Mechanical properties and energy absorption capability of functionally graded F2BCC lattice fabricated by SLM

Abstract

Metallic lattice structures with complex internal design can be fabricated using selective laser melting (SLM) additive manufacturing technology. These lattice structures are finding many applications such as in personal protective equipment and packaging due to their distinctive properties, combining the lightweight and high strength. In this study, experimental compression tests and finite element analysis (FEA) were conducted to investigate and compare the mechanical properties and energy absorption capability of functionally graded and uniform F2BCC lattice structures made of Al-12Si aluminium alloy and manufactured by SLM process. The solid struts diameters and surface morphology were examined using scanning electron microscope. The functionally graded lattice structures were found to exhibit distinct deformation behaviour as compared to the uniform lattice structure.
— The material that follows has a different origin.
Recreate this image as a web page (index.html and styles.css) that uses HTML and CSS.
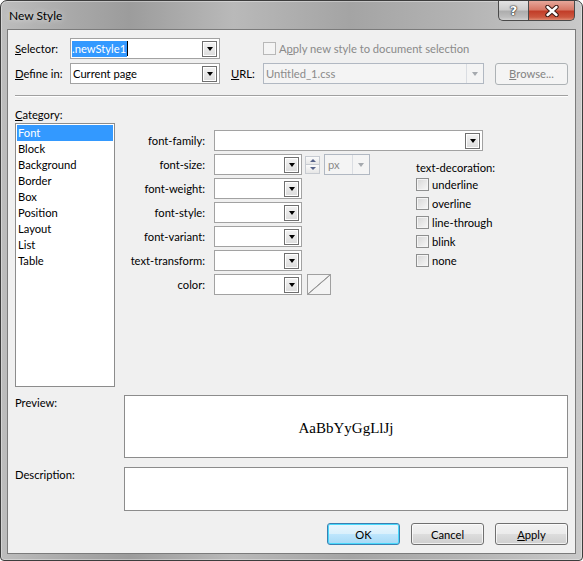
FILE: index.html
```html
<!DOCTYPE html>
<html lang="en">
<head>
  <meta charset="UTF-8">
  <title>New Style</title>
  <link rel="stylesheet" href="styles.css">
</head>
<body>

  <div class="window">
    <div class="titlebar">
      <span class="title">New Style</span>
      <div class="caption-btns">
        <div class="cap-btn cap-help">?</div>
        <div class="cap-btn cap-close">
          <svg width="14" height="12" viewBox="0 0 14 12">
            <path d="M2.5 2 L11.5 10 M11.5 2 L2.5 10" stroke="#3a1a14" stroke-width="4.4" stroke-linecap="round"/>
            <path d="M2.5 2 L11.5 10 M11.5 2 L2.5 10" stroke="#fff" stroke-width="2.4" stroke-linecap="round"/>
          </svg>
        </div>
      </div>
    </div>

    <div class="client">
      <div class="top-grid">
        <span class="lbl"><u>S</u>elector:</span>
        <div class="combo">
          <span class="val val-edit"><span class="selected">.newStyle1</span><span class="caret"></span></span>
          <span class="drop"></span>
        </div>
        <div class="apply-opt">
          <span class="chk chk-disabled"></span>
          <span class="dis-text">A<u>p</u>ply new style to document selection</span>
        </div>

        <span class="lbl"><u>D</u>efine in:</span>
        <div class="combo">
          <span class="val">Current page</span>
          <span class="drop"></span>
        </div>
        <span class="lbl lbl-url"><u>U</u>RL:</span>
        <div class="combo combo-disabled">
          <span class="val">Untitled_1.css</span>
          <span class="drop-dis"></span>
        </div>
        <span></span>
        <div class="btn btn-disabled"><u>B</u>rowse...</div>
      </div>

      <div class="separator"></div>

      <div class="cat-label"><u>C</u>ategory:</div>

      <div class="main-row">
        <ul class="cat-list">
          <li class="active">Font</li>
          <li>Block</li>
          <li>Background</li>
          <li>Border</li>
          <li>Box</li>
          <li>Position</li>
          <li>Layout</li>
          <li>List</li>
          <li>Table</li>
        </ul>

        <div class="font-form">
          <span class="f-lbl">font-family:</span>
          <div class="combo combo-family">
            <span class="val"></span>
            <span class="drop"></span>
          </div>

          <span class="f-lbl">font-size:</span>
          <div class="combo"><span class="val"></span><span class="drop"></span></div>
          <div class="extras">
            <div class="spinner">
              <span class="spin spin-up"></span>
              <span class="spin spin-down"></span>
            </div>
            <div class="combo combo-disabled combo-unit">
              <span class="val">px</span>
              <span class="drop-dis"></span>
            </div>
          </div>

          <div class="text-deco">
            <div class="td-title">text-decoration:</div>
            <label class="td-row"><span class="chk"></span>underline</label>
            <label class="td-row"><span class="chk"></span>overline</label>
            <label class="td-row"><span class="chk"></span>line-through</label>
            <label class="td-row"><span class="chk"></span>blink</label>
            <label class="td-row"><span class="chk"></span>none</label>
          </div>

          <span class="f-lbl">font-weight:</span>
          <div class="combo"><span class="val"></span><span class="drop"></span></div>

          <span class="f-lbl">font-style:</span>
          <div class="combo"><span class="val"></span><span class="drop"></span></div>

          <span class="f-lbl">font-variant:</span>
          <div class="combo"><span class="val"></span><span class="drop"></span></div>

          <span class="f-lbl">text-transform:</span>
          <div class="combo"><span class="val"></span><span class="drop"></span></div>

          <span class="f-lbl">color:</span>
          <div class="combo"><span class="val"></span><span class="drop"></span></div>
          <div class="extras">
            <span class="swatch"></span>
          </div>
        </div>
      </div>

      <div class="box-row preview-row">
        <span class="lbl">Preview:</span>
        <div class="panel preview">AaBbYyGgLlJj</div>
      </div>

      <div class="box-row desc-row">
        <span class="lbl">Description:</span>
        <div class="panel description"></div>
      </div>

      <div class="buttons">
        <div class="btn btn-default">OK</div>
        <div class="btn">Cancel</div>
        <div class="btn"><u>A</u>pply</div>
      </div>
    </div>
  </div>

</body>
</html>
```

FILE: styles.css
```css
* {
  box-sizing: border-box;
}

body {
  margin: 0;
  font-family: "Segoe UI", Lato, "Liberation Sans", sans-serif;
  font-size: 11.2px;
  line-height: 15px;
  color: #000;
}

.window {
  width: 583px;
  height: 561px;
  display: flex;
  flex-direction: column;
  padding: 0 6px 6px;
  border: 1px solid #3d3d3d;
  border-radius: 7px 7px 4px 4px;
  background: linear-gradient(to right, #bdbdbd 0%, #a9a9a9 12%, #9c9c9c 22%, #b9b9b9 40%, #a4a4a4 60%, #b4b4b4 80%, #c9c9c9 100%);
  box-shadow: inset 0 0 0 1px rgba(255, 255, 255, 0.35);
}

/* title bar */
.titlebar {
  height: 28px;
  display: flex;
  align-items: flex-start;
}

.title {
  margin: 7px 0 0 2px;
  font-size: 12px;
  color: #000;
  text-shadow: 0 0 6px rgba(255, 255, 255, 0.8);
}

.caption-btns {
  margin: 0 1px 0 auto;
  display: flex;
}

.cap-btn {
  height: 20px;
  display: flex;
  align-items: center;
  justify-content: center;
  border: 1px solid #4a4a4a;
  border-top: none;
}

.cap-help {
  width: 30px;
  border-radius: 0 0 0 5px;
  border-right: none;
  background: linear-gradient(#e2e2e2, #cdcdcd 45%, #aeaeae 55%, #bdbdbd 85%, #d2d2d2);
  color: #fff;
  font-family: "DejaVu Sans", sans-serif;
  font-weight: bold;
  font-size: 13px;
  text-shadow: 0 0 1px #222, 0 0 1px #222, 0 0 2px #333;
}

.cap-close {
  width: 47px;
  border-radius: 0 0 5px 0;
  background: linear-gradient(#e6a79a, #d77866 45%, #c23e29 55%, #cc573f 85%, #df8b73);
}

/* client area */
.client {
  flex: 1;
  display: flex;
  flex-direction: column;
  padding: 8px 7px 8px;
  background: #f0f0f0;
  border: 1px solid #7b7b7b;
}

.top-grid {
  display: grid;
  grid-template-columns: 55px 150px 43px 221px 11px 73px;
  grid-template-rows: 21px 21px;
  row-gap: 4px;
  align-items: center;
}

.lbl-url {
  padding-left: 11px;
}

.apply-opt {
  grid-column: 4 / 7;
  display: flex;
  align-items: center;
  gap: 3px;
}

.dis-text {
  color: #8a8a8a;
}

/* combo boxes */
.combo {
  height: 21px;
  display: flex;
  align-items: center;
  background: #fff;
  border: 1px solid #a2a2a2;
}

.val {
  flex: 1;
  padding-left: 2px;
  white-space: nowrap;
  overflow: hidden;
}

.val-edit {
  padding-left: 1px;
  display: flex;
  align-items: center;
}

.selected {
  background: #3399ff;
  color: #fff;
  line-height: 16px;
  padding-right: 1px;
}

.caret {
  width: 1px;
  height: 15px;
  background: #000;
}

.drop {
  width: 15px;
  height: 16px;
  margin-right: 2px;
  display: flex;
  align-items: center;
  justify-content: center;
  border: 1px solid #6f6f6f;
  background: linear-gradient(#f3f3f3, #dcdcdc);
  box-shadow: inset 0 0 0 1px #fff;
}

.drop::after {
  content: "";
  border-left: 3.5px solid transparent;
  border-right: 3.5px solid transparent;
  border-top: 4px solid #000;
  margin-top: 1px;
}

.combo-disabled {
  background: #f4f4f4;
  border-color: #b1b8c2;
  color: #8a8a8a;
}

.drop-dis {
  width: 17px;
  height: 19px;
  display: flex;
  align-items: center;
  justify-content: center;
  border-left: 1px solid #dadde2;
}

.drop-dis::after {
  content: "";
  border-left: 3.5px solid transparent;
  border-right: 3.5px solid transparent;
  border-top: 4px solid #a5a9ae;
}

/* buttons */
.btn {
  height: 22px;
  width: 73px;
  display: flex;
  align-items: center;
  justify-content: center;
  border: 1px solid #707070;
  border-radius: 3px;
  background: linear-gradient(#f2f2f2, #ebebeb 50%, #dddddd 50%, #cfcfcf);
  box-shadow: inset 0 0 0 1px rgba(255, 255, 255, 0.7);
}

.btn-default {
  border-color: #3c7fb1;
  background: linear-gradient(#eaf6fd, #d9f0fc 50%, #bee6fd 50%, #a7d9f5);
  box-shadow: inset 0 0 0 1px #48d8fb;
}

.btn-disabled {
  background: #f4f4f4;
  border-color: #adb2b5;
  color: #838383;
  box-shadow: none;
}

/* checkboxes */
.chk {
  width: 13px;
  height: 13px;
  flex: none;
  border: 1px solid #8e8f8f;
  background: linear-gradient(135deg, #d6d6d6, #f8f8f8);
  box-shadow: inset 0 0 0 1px #f4f4f4;
}

.chk-disabled {
  border-color: #b8b8b8;
  background: #f4f4f4;
  box-shadow: none;
}

.separator {
  margin-top: 11px;
  border-top: 1px solid #a0a0a0;
  border-bottom: 1px solid #fff;
}

.cat-label {
  margin-top: 10px;
}

/* category + font form */
.main-row {
  margin-top: 1px;
  display: flex;
}

.cat-list {
  width: 100px;
  height: 264px;
  margin: 0;
  padding: 1px;
  list-style: none;
  background: #fff;
  border: 1px solid #8c8c8c;
}

.cat-list li {
  height: 16px;
  line-height: 16px;
  padding-left: 1px;
}

.cat-list li.active {
  background: #3399ff;
  color: #fff;
}

.font-form {
  margin-top: 7px;
  display: grid;
  grid-template-columns: 99px 88px 114px auto;
  grid-auto-rows: 21px;
  row-gap: 3px;
  align-content: start;
}

.f-lbl {
  grid-column: 1;
  align-self: center;
  padding-right: 9px;
  text-align: right;
  white-space: nowrap;
}

.combo-family {
  grid-column: 2 / 5;
  width: 269px;
}

.extras {
  display: flex;
  align-items: center;
}

.spinner {
  width: 15px;
  height: 18px;
  margin-left: 3px;
  display: flex;
  flex-direction: column;
}

.spin {
  flex: 1;
  display: flex;
  align-items: center;
  justify-content: center;
  border: 1px solid #c7cbd1;
  background: linear-gradient(#fbfbfb, #e6e6e6);
}

.spin-down {
  border-top: none;
}

.spin-up::after {
  content: "";
  border-left: 3px solid transparent;
  border-right: 3px solid transparent;
  border-bottom: 3px solid #56638a;
}

.spin-down::after {
  content: "";
  border-left: 3px solid transparent;
  border-right: 3px solid transparent;
  border-top: 3px solid #56638a;
}

.combo-unit {
  width: 46px;
  margin-left: 4px;
}

.combo-unit .val {
  padding-left: 3px;
}

.swatch {
  width: 24px;
  height: 21px;
  margin-left: 5px;
  border: 1px solid #a0a0a0;
  background: linear-gradient(to bottom right, transparent 47%, #9a9a9a 49%, #9a9a9a 51%, transparent 53%), #f4f4f4;
}

.text-deco {
  grid-column: 4;
  grid-row: 2 / 8;
  padding-top: 6px;
}

.td-row {
  height: 19px;
  display: flex;
  align-items: center;
  gap: 3px;
}

/* preview & description */
.box-row {
  display: grid;
  grid-template-columns: 109px 1fr;
}

.preview-row {
  margin-top: 8px;
}

.desc-row {
  margin-top: 9px;
}

.panel {
  background: #fff;
  border: 1px solid #8c8c8c;
}

.preview {
  height: 63px;
  display: flex;
  align-items: center;
  justify-content: center;
  padding-top: 3px;
  font-family: "Times New Roman", "Liberation Serif", serif;
  font-size: 15px;
}

.description {
  height: 44px;
}

.buttons {
  margin-top: 12px;
  display: flex;
  justify-content: flex-end;
  gap: 11px;
}
```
Results of finite element analysis were found to be in qualitative agreement with the experimental data and with the predictions of the analytical models for graded lattice structure. The total cumulative energy absorption per unit volume was higher in functionally graded lattice than in uniform lattice. Finally, mechanical characteristics and coefficients of three Gibson and Ashby analytical equations were also determined, which could be used to estimate the mechanical properties of other SLM fabricated functionally graded lattice structures.